■ Written exercise ■
Reproduce exactly only the lines from the line that holds "Emit a component" to the line that holds "h-[10px] border border-t-0", inclusive, in the listing below, and please leave out every picture.
++++ Materials provided
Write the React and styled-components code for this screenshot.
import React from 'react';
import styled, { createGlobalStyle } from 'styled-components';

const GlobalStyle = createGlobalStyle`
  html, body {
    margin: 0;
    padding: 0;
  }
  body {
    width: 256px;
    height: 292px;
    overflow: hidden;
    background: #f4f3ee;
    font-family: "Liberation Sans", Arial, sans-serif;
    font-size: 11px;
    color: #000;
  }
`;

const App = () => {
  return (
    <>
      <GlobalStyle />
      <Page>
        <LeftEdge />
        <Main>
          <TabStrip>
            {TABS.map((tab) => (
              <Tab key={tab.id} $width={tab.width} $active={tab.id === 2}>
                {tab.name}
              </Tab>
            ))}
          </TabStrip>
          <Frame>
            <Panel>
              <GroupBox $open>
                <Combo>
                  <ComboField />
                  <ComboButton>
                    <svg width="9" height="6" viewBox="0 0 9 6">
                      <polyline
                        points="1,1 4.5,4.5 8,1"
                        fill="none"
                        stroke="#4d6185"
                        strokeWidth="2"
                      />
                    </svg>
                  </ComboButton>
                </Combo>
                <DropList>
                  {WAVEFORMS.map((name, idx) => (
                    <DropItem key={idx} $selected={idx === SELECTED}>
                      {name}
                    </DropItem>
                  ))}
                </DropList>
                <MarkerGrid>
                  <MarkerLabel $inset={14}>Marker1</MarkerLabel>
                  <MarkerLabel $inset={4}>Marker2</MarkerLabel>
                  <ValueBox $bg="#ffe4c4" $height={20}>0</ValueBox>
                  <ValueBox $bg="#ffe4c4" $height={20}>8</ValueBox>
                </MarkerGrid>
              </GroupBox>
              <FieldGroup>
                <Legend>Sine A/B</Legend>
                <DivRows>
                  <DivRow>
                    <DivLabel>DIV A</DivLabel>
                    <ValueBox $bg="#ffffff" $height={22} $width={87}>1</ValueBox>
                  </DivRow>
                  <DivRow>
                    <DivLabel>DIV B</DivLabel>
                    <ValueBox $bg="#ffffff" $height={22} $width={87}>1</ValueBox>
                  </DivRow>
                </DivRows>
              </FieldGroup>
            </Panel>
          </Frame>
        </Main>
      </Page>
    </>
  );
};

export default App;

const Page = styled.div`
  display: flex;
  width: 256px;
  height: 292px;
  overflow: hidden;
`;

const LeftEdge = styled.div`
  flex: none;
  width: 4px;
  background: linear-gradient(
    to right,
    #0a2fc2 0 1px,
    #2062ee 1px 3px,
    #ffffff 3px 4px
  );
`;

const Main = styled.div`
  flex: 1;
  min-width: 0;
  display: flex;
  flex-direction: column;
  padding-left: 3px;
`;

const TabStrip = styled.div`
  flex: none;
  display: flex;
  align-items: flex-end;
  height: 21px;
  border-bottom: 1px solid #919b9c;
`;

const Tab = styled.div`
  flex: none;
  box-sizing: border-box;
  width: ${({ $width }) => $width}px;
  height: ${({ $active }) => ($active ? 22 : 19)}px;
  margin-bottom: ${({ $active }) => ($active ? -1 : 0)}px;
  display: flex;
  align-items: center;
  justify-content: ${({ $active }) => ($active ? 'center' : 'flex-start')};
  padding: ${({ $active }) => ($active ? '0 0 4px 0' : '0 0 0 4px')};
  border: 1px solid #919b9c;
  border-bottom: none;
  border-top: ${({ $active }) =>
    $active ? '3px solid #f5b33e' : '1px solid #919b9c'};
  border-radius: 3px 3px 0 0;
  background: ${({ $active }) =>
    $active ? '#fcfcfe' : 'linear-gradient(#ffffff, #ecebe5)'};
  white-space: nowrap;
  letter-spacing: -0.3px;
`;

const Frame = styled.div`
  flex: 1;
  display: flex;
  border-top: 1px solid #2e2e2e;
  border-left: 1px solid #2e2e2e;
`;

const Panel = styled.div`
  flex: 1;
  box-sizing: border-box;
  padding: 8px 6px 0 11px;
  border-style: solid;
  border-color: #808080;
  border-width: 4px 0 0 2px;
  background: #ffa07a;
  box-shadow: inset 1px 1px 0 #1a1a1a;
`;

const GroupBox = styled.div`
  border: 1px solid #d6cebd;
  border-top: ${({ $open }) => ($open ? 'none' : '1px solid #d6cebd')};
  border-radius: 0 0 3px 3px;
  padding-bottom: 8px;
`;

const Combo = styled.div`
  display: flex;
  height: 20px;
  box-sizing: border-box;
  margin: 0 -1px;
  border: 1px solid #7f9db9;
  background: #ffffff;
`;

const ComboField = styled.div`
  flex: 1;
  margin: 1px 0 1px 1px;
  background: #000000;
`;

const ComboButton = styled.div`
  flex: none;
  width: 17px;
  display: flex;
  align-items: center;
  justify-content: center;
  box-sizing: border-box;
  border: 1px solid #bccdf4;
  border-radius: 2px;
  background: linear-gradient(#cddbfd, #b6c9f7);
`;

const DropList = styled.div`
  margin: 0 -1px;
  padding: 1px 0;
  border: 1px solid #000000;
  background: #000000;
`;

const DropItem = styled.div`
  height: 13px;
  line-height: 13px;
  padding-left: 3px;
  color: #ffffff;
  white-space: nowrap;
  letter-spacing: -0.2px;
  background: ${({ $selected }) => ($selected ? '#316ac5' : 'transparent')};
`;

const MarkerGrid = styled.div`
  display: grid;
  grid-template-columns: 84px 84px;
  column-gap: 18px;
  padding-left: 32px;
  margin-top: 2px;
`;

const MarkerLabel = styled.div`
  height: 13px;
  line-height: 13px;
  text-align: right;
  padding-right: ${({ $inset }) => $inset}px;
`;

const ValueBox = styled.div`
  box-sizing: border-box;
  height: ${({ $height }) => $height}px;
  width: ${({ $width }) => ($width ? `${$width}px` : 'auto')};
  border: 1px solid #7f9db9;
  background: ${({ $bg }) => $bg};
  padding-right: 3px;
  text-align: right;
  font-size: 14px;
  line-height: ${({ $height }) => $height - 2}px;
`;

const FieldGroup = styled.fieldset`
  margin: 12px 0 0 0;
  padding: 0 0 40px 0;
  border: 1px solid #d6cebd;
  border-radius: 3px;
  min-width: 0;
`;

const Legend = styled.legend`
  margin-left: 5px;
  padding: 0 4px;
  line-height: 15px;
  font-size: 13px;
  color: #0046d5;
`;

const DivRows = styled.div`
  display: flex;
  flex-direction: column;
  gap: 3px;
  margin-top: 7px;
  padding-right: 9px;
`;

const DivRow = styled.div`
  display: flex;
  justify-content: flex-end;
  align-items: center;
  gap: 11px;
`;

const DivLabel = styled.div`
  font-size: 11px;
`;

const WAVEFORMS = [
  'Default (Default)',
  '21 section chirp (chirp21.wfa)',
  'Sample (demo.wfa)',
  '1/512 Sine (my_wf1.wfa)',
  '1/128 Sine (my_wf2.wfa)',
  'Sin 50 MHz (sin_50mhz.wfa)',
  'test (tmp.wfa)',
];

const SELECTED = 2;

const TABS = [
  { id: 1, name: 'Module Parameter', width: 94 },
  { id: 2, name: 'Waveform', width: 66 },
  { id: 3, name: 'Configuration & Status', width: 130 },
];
++++++++
++++ Materials provided
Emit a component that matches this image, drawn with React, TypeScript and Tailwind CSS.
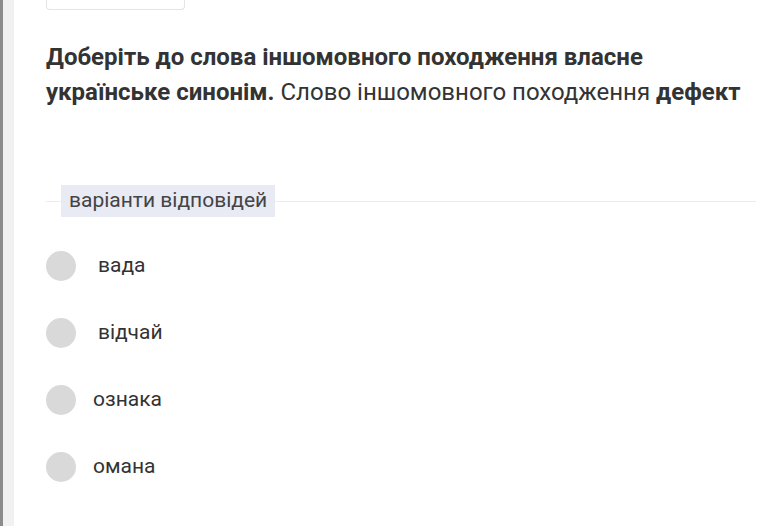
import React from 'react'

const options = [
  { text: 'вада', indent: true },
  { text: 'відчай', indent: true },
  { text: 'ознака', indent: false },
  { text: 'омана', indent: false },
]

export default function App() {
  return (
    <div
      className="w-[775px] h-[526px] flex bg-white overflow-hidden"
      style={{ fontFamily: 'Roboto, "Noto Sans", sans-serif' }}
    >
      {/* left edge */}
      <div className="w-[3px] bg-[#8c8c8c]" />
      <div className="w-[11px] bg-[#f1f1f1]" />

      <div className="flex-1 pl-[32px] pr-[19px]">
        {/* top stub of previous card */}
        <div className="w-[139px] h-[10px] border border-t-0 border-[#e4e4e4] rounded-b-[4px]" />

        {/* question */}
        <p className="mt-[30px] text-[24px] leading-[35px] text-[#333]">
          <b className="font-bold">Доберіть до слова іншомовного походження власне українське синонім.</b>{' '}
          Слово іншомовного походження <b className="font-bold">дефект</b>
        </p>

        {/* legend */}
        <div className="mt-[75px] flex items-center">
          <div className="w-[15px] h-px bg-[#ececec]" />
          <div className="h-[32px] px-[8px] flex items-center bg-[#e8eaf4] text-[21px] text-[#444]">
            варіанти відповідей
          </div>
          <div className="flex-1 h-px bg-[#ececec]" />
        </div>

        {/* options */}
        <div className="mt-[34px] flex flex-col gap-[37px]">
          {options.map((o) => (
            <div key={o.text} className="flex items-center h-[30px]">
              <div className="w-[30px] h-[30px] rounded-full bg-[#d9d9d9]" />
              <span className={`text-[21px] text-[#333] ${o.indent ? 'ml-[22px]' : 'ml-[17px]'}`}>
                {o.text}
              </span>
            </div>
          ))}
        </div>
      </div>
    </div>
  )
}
++++++++
■ Exercise response ■
Emit a component that matches this image, drawn with React, TypeScript and Tailwind CSS.
import React from 'react'

const options = [
  { text: 'вада', indent: true },
  { text: 'відчай', indent: true },
  { text: 'ознака', indent: false },
  { text: 'омана', indent: false },
]

export default function App() {
  return (
    <div
      className="w-[775px] h-[526px] flex bg-white overflow-hidden"
      style={{ fontFamily: 'Roboto, "Noto Sans", sans-serif' }}
    >
      {/* left edge */}
      <div className="w-[3px] bg-[#8c8c8c]" />
      <div className="w-[11px] bg-[#f1f1f1]" />

      <div className="flex-1 pl-[32px] pr-[19px]">
        {/* top stub of previous card */}
        <div className="w-[139px] h-[10px] border border-t-0 border-[#e4e4e4] rounded-b-[4px]" />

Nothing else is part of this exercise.